While his paintings are beautiful and exquisitely detailed, Abbey’s drawings are renowned for their elegance (Simpson par 1). Like many of his contemporaries, Abbey used these mediums to create beautiful works of art that avoided the harsh realities of the Industrial Revolution that surrounded them (Foster 3). Besides his paintings and drawings, Abbey is known today for his murals in the Boston Public Library. The murals, titled The Quest of the Holy Grail, once again stay true to Abbey’s natural tendency toward romantic figures of the past.
Abbey was also given the commission to paint the coronation of King Edward VII, by the King himself. Abbey’s name is still remembered today in the United Kingdom for this painting (Ermoyan 92). These great works also outline the struggle Abbey faced to connect both with his spiritual home in England and his American identity. Although Abbey had contemporaries in England during his life, he was never fully accepted by critics in England because of his American status (Foster 5). In fact, Abbey declined Knighthood after painting Edward VII’s coronation in order to retain his American citizenship.

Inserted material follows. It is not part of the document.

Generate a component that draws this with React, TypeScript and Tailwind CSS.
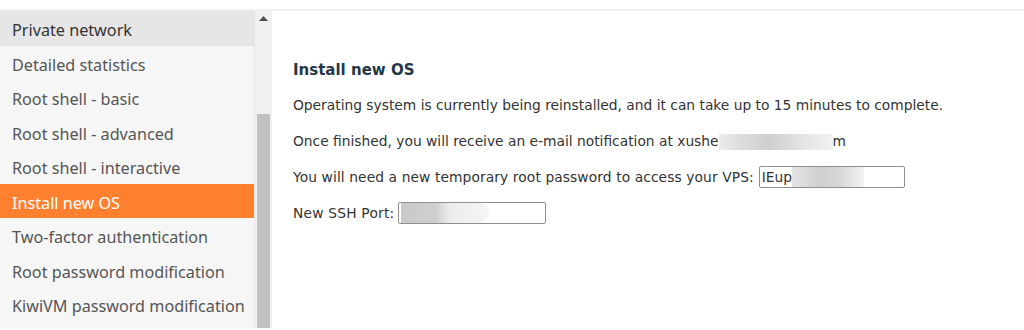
import { useState } from "react";

const menuItems = [
  "Private network",
  "Detailed statistics",
  "Root shell - basic",
  "Root shell - advanced",
  "Root shell - interactive",
  "Install new OS",
  "Two-factor authentication",
  "Root password modification",
  "KiwiVM password modification",
];

function Blur({ className }: { className: string }) {
  return <span className={"inline-block align-middle " + className} />;
}

export default function App() {
  const [active] = useState("Install new OS");

  return (
    <div className="w-[1024px] h-[330px] overflow-hidden bg-white">
      <div className="h-[11px] bg-white border-b-2 border-[#efefef]" />
      <div className="flex h-[317px]">
        {/* sidebar */}
        <div className="w-[255px] bg-[#f6f6f6] border-r border-[#e6e6e6] overflow-hidden font-['Noto_Sans',sans-serif] text-[16.2px]">
          {menuItems.map((item) => (
            <div
              key={item}
              className={
                "h-[34.5px] flex items-center pl-3 pt-[4px] " +
                (item === active
                  ? "bg-[#ff8130] text-white"
                  : item === "Private network"
                  ? "bg-[#e6e6e6] text-[#333]"
                  : "text-[#555]")
              }
            >
              {item}
            </div>
          ))}
        </div>

        {/* scrollbar */}
        <div className="w-[17px] bg-[#f1f1f1] flex flex-col items-center">
          <svg width="9" height="6" viewBox="0 0 9 6" className="mt-[5px]">
            <path d="M4.5 0 L9 5 L0 5 Z" fill="#505050" />
          </svg>
          <div className="mt-auto w-[13px] h-[214px] bg-[#c1c1c1]" />
        </div>

        {/* content */}
        <div className="flex-1 pl-[21px] pt-[48px] font-['DejaVu_Sans',sans-serif] text-[13.8px] text-[#333]">
          <h2 className="font-bold text-[15px] text-[#243748] mb-[13px]">Install new OS</h2>
          <p className="mb-[16px]">
            Operating system is currently being reinstalled, and it can take up to 15 minutes to complete.
          </p>
          <p className="mb-[14px] flex items-center">
            Once finished, you will receive an e-mail notification at xushe
            <Blur className="w-[114px] h-[16px] bg-[linear-gradient(90deg,#ececec,#dcdcdc_20%,#cfcfcf_45%,#e2e2e2_70%,#f2f2f2)]" />
            m
          </p>
          <p className="mb-[14px] flex items-center tracking-[0.1px]">
            You will need a new temporary root password to access your VPS:
            <span className="ml-[5px] w-[146px] h-[22px] border border-[#8f8f8f] rounded-[2px] bg-white flex items-center overflow-hidden tracking-normal">
              <span className="pl-[2px]">IEup</span>
              <Blur className="w-[72px] h-[20px] bg-[linear-gradient(90deg,#e4e4e4,#cfcfcf_40%,#d9d9d9_70%,#f3f3f3)]" />
            </span>
          </p>
          <p className="flex items-center tracking-[0.2px]">
            New SSH Port:
            <span className="ml-[4px] w-[148px] h-[22px] border border-[#8f8f8f] rounded-[2px] bg-white flex items-center overflow-hidden">
              <Blur className="ml-[2px] w-[88px] h-[20px] rounded-r-[10px] bg-[linear-gradient(90deg,#c9c9c9,#cfcfcf_40%,#ececec_55%,#f5f5f5)]" />
            </span>
          </p>
        </div>
      </div>
    </div>
  );
}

Conversely, Abbey was not accepted by American critics because he was considered European by most standards (Foster 5). Abbey vacillated between his two identities, but contributed great works for both of his countries. When Edwin Austin Abbey died in 1911 he left behind a legacy of pen-and-ink drawings and paintings. Of all Abbey’s various works, however, one stands out as a wonderful example of his life’s work and ideas. The Daughters of King Lear contains the most common characteristics of Abbey’s works, with its romantic figures, Shakespearian foundation, colorful costumes, and distinct lines and flow.